Just don't get a vinyl roof - unless your a fan of the 70s.


----------



## charlox5

Camilo said:


> How do they get all the tiny air bubbles out?
> 
> I've put clear autobody protective vinyl on various parts of my carbon fiber and aluminum frames for protection, and they actually are nearly invisible - and I've used colored similar products to cover flaws, again with good enough results. But it's really tough to get them invisible because of the tiny bubbles.


it's usually applied "wet" by spraying a highly diluted solution of water and dishwashing soap (1 drop per 8 oz of water). This prevents the adhesive from sticking to the surface, making it possible to re-position the vinyl (giving you some margin for error and a means to correct) and also giving you a way to work the air bubbles out using a squeegee/credit card--it's the same process for applying most repro decals/badges, if i'm not mistaken. 



MikeBiker said:


> Just don't get a vinyl roof - unless your a fan of the 70s.

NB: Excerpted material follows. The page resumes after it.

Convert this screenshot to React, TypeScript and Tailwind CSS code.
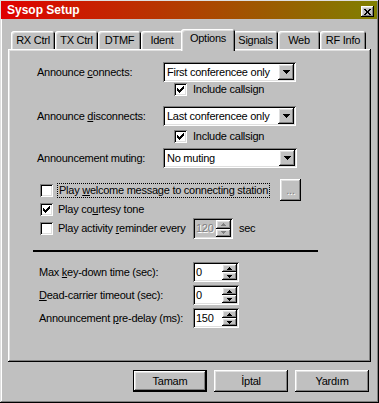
import React from "react";

const raised =
  "shadow-[inset_-1px_-1px_#000,inset_1px_1px_#fff,inset_-2px_-2px_#808080,inset_2px_2px_#dfdfdf]";
const sunken =
  "shadow-[inset_1px_1px_#808080,inset_-1px_-1px_#fff,inset_2px_2px_#000,inset_-2px_-2px_#dfdfdf]";

const CheckMark = () => (
  <svg width="7" height="7" viewBox="0 0 7 7" shapeRendering="crispEdges">
    <rect x="0" y="2" width="1" height="3" fill="#000" />
    <rect x="1" y="3" width="1" height="3" fill="#000" />
    <rect x="2" y="4" width="1" height="3" fill="#000" />
    <rect x="3" y="3" width="1" height="3" fill="#000" />
    <rect x="4" y="2" width="1" height="3" fill="#000" />
    <rect x="5" y="1" width="1" height="3" fill="#000" />
    <rect x="6" y="0" width="1" height="3" fill="#000" />
  </svg>
);

const CheckBox: React.FC<{ checked?: boolean }> = ({ checked }) => (
  <div className={`w-[13px] h-[13px] bg-white flex items-center justify-center shrink-0 ${sunken}`}>
    {checked && <CheckMark />}
  </div>
);

const DownArrow: React.FC<{ color?: string }> = ({ color = "#000" }) => (
  <svg width="7" height="4" viewBox="0 0 7 4" shapeRendering="crispEdges">
    <path d="M0 0h7v1H0zM1 1h5v1H1zM2 2h3v1H2zM3 3h1v1H3z" fill={color} />
  </svg>
);

const SmallArrow: React.FC<{ up?: boolean; color?: string }> = ({ up, color = "#000" }) => (
  <svg width="5" height="3" viewBox="0 0 5 3" shapeRendering="crispEdges">
    {up ? (
      <path d="M2 0h1v1H2zM1 1h3v1H1zM0 2h5v1H0z" fill={color} />
    ) : (
      <path d="M0 0h5v1H0zM1 1h3v1H1zM2 2h1v1H2z" fill={color} />
    )}
  </svg>
);

const Select: React.FC<{ value: string; className: string }> = ({ value, className }) => (
  <div className={`h-[20px] bg-white flex items-center p-[2px] ${sunken} ${className}`}>
    <span className="flex-1 pl-[2px] leading-none whitespace-nowrap overflow-hidden">{value}</span>
    <div className={`w-[16px] h-[16px] shrink-0 bg-[#c0c0c0] flex items-center justify-center ${raised}`}>
      <DownArrow />
    </div>
  </div>
);

const Spin: React.FC<{ value: string; className: string; disabled?: boolean }> = ({
  value,
  className,
  disabled,
}) => (
  <div
    className={`h-[20px] flex items-stretch p-[2px] ${sunken} ${className} ${
      disabled ? "bg-[#c0c0c0]" : "bg-white"
    }`}
  >
    <span
      className={`flex-1 pl-[1px] flex items-center leading-none ${
        disabled ? "text-[#808080] [text-shadow:1px_1px_#fff]" : "text-black"
      }`}
    >
      {value}
    </span>
    <div className="w-[15px] flex flex-col">
      <div className={`flex-1 bg-[#c0c0c0] flex items-center justify-center ${raised}`}>
        <SmallArrow up color={disabled ? "#808080" : "#000"} />
      </div>
      <div className={`flex-1 bg-[#c0c0c0] flex items-center justify-center ${raised}`}>
        <SmallArrow color={disabled ? "#808080" : "#000"} />
      </div>
    </div>
  </div>
);

const tabs = [
  { label: "RX Ctrl", w: "w-[44px]" },
  { label: "TX Ctrl", w: "w-[43px]" },
  { label: "DTMF", w: "w-[43px]" },
  { label: "Ident", w: "w-[42px]" },
  { label: "Options", w: "w-[54px]", active: true },
  { label: "Signals", w: "w-[45px]" },
  { label: "Web", w: "w-[42px]" },
  { label: "RF Info", w: "w-[46px]" },
];

const tabShadow =
  "shadow-[inset_1px_1px_#fff,inset_-1px_0_#000,inset_2px_2px_#dfdfdf,inset_-2px_0_#808080]";

export default function App() {
  return (
    <div
      className={`w-[379px] h-[403px] bg-[#c0c0c0] flex flex-col pl-[1px] pr-[2px] pt-[1px] pb-[2px] text-[11px] tracking-[-0.25px] text-black font-['Liberation_Sans',Arial,sans-serif] shadow-[inset_-1px_-1px_#000,inset_1px_1px_#dfdfdf,inset_-2px_-2px_#808080,inset_2px_2px_#fff]`}
    >
      {/* title bar */}
      <div className="h-[18px] flex justify-between bg-[linear-gradient(to_right,#e00000,#808000)]">
        <span className="pl-[6px] pt-[2px] text-white font-bold text-[12px] leading-[14px] tracking-normal">
          Sysop Setup
        </span>
        <div
          className={`mt-[5px] mr-[3px] w-[13px] h-[11px] bg-[#c0c0c0] flex items-center justify-center ${raised}`}
        >
          <svg width="7" height="6" viewBox="0 0 7 6" shapeRendering="crispEdges">
            <path
              d="M0 0h2v1H0zM5 0h2v1H5zM1 1h2v1H1zM4 1h2v1H4zM2 2h3v2H2zM1 4h2v1H1zM4 4h2v1H4zM0 5h2v1H0zM5 5h2v1H5z"
              fill="#000"
            />
          </svg>
        </div>
      </div>

      {/* tabs */}
      <div className="mt-[10px] ml-[10px] h-[20px] flex items-end">
        {tabs.map((t) =>
          t.active ? (
            <div
              key={t.label}
              className={`relative z-10 -mx-[2px] -mb-[2px] h-[22px] pb-[3px] rounded-t-[3px] bg-[#c0c0c0] flex items-center justify-center ${t.w} ${tabShadow}`}
            >
              {t.label}
            </div>
          ) : (
            <div
              key={t.label}
              className={`h-[18px] rounded-t-[3px] bg-[#c0c0c0] flex items-center justify-center ${t.w} ${tabShadow}`}
            >
              {t.label}
            </div>
          )
        )}
      </div>

      {/* panel */}
      <div className={`ml-[7px] w-[363px] h-[313px] flex flex-col pl-[29px] pt-[13px] ${raised}`}>
        <div className="flex items-center h-[20px]">
          <span className="w-[126px]">
            Announce <u>c</u>onnects:
          </span>
          <Select value="First conferencee only" className="w-[133px]" />
        </div>
        <div className="mt-[1px] ml-[137px] h-[13px] flex items-center gap-[6px]">
          <CheckBox checked />
          <span>Include callsign</span>
        </div>

        <div className="mt-[10px] flex items-center h-[20px]">
          <span className="w-[126px]">
            Announce <u>d</u>isconnects:
          </span>
          <Select value="Last conferencee only" className="w-[133px]" />
        </div>
        <div className="mt-[4px] ml-[137px] h-[13px] flex items-center gap-[6px]">
          <CheckBox checked />
          <span>Include callsign</span>
        </div>

        <div className="mt-[5px] flex items-center h-[20px]">
          <span className="w-[126px]">Announcement muting:</span>
          <Select value="No muting" className="w-[134px]" />
        </div>

        <div className="mt-[11px] h-[22px] flex items-center">
          <div className="ml-[3px]">
            <CheckBox />
          </div>
          <span className="ml-[4px] px-[1px] border border-dotted border-black leading-[13px]">
            Play <u>w</u>elcome message to connecting station
          </span>
          <div
            className={`ml-[10px] w-[21px] h-[22px] bg-[#c0c0c0] flex items-center justify-center text-[#808080] [text-shadow:1px_1px_#fff] ${raised}`}
          >
            ...
          </div>
        </div>

        <div className="mt-[2px] h-[13px] flex items-center">
          <div className="ml-[3px]">
            <CheckBox checked />
          </div>
          <span className="ml-[5px]">
            Play co<u>u</u>rtesy tone
          </span>
        </div>

        <div className="mt-[2px] h-[21px] flex items-center">
          <div className="ml-[3px]">
            <CheckBox />
          </div>
          <span className="ml-[5px] w-[135px]">
            Play activity <u>r</u>eminder every
          </span>
          <Spin value="120" className="w-[40px] h-[21px]" disabled />
          <span className="ml-[6px]">sec</span>
        </div>

        <div className="mt-[11px] -ml-[4px] w-[285px] h-[2px] bg-black" />

        <div className="mt-[10px] flex items-center h-[20px]">
          <span className="ml-[2px] w-[154px]">
            Max <u>k</u>ey-down time (sec):
          </span>
          <Spin value="0" className="w-[46px]" />
        </div>
        <div className="mt-[3px] flex items-center h-[20px]">
          <span className="ml-[2px] w-[154px]">
            <u>D</u>ead-carrier timeout (sec):
          </span>
          <Spin value="0" className="w-[46px]" />
        </div>
        <div className="mt-[3px] flex items-center h-[20px]">
          <span className="ml-[2px] w-[154px]">
            Announcement <u>p</u>re-delay (ms):
          </span>
          <Spin value="150" className="w-[46px]" />
        </div>
      </div>

      {/* buttons */}
      <div className="mt-[8px] pr-[8px] flex justify-end gap-[7px]">
        <button
          className={`w-[74px] h-[22px] bg-[#c0c0c0] border border-black flex items-center justify-center ${raised}`}
        >
          Tamam
        </button>
        <button className={`w-[74px] h-[22px] bg-[#c0c0c0] flex items-center justify-center ${raised}`}>
          İptal
        </button>
        <button className={`w-[74px] h-[22px] bg-[#c0c0c0] flex items-center justify-center ${raised}`}>
          Yardım
        </button>
      </div>
    </div>
  );
}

haha that brings back memories of my mom's olds '88.


----------



## MKO

someone has done it.

http://forums.roadbikereview.com/3710900-post5252.html


----------



## takmanjapan

*Bike Wrapping*

A Japanese bike shop did something similar - a combination of paint and photos to both the frame and some parts:

カツリーズのアートバイク製作記vol.1 | cyclowired - pt 1
カツリーズのアートバイク製作記vol.4 | cyclowired - pt 2
カツリーズのアートバイク製作記vol.5 | cyclowired - pt 3
カツリーズのアートバイク製作記vol.6 | cyclowired - pt 4
カツリーズのアートバイク製作記vol.8 | cyclowired - pt 5


----------



## JaeP

MKO said:


> someone has done it.
> 
> http://forums.roadbikereview.com/3710900-post5252.html


Thanks for the linky. This is pushing me closer and closer to finally getting a carbon bike.


----------



## Scott in MD

I saw several vinyl tape wrapped commuters in NYC this last weekend.


----------



## Imaking20

Having wrapped a motorcycle - I'd recommend against it. If you've got a critical eye you likely won't be totally happy with it - on a car there is much more area to distract from the errors that are present on EVERY wrap job. It's also still pretty labor intensive and you'll see any obstruction on the surface below the vinyl.


----------



## atpjunkie

*first*

you'll need 3M Control Tac 180, nothing else wraps curves as cleanly. The stuff is expensive, plus you'll need the auto laminate. Will be relatively small amounts of sf to print and laminate but wrapping small compound curves is a B. Heat gun and squeegee, since the sf is so small run 2 of every panel in case you fark up


----------



## mfuchs

*Wrapped bikes*

My LBS wraps bikes for their race team. Here is a wrapped SuperSix. It looks good even close up. Entire frame is wrapped.


----------



## atpjunkie

*can you get*



mfuchs said:


> My LBS wraps bikes for their race team. Here is a wrapped SuperSix. It looks good even close up. Entire frame is wrapped.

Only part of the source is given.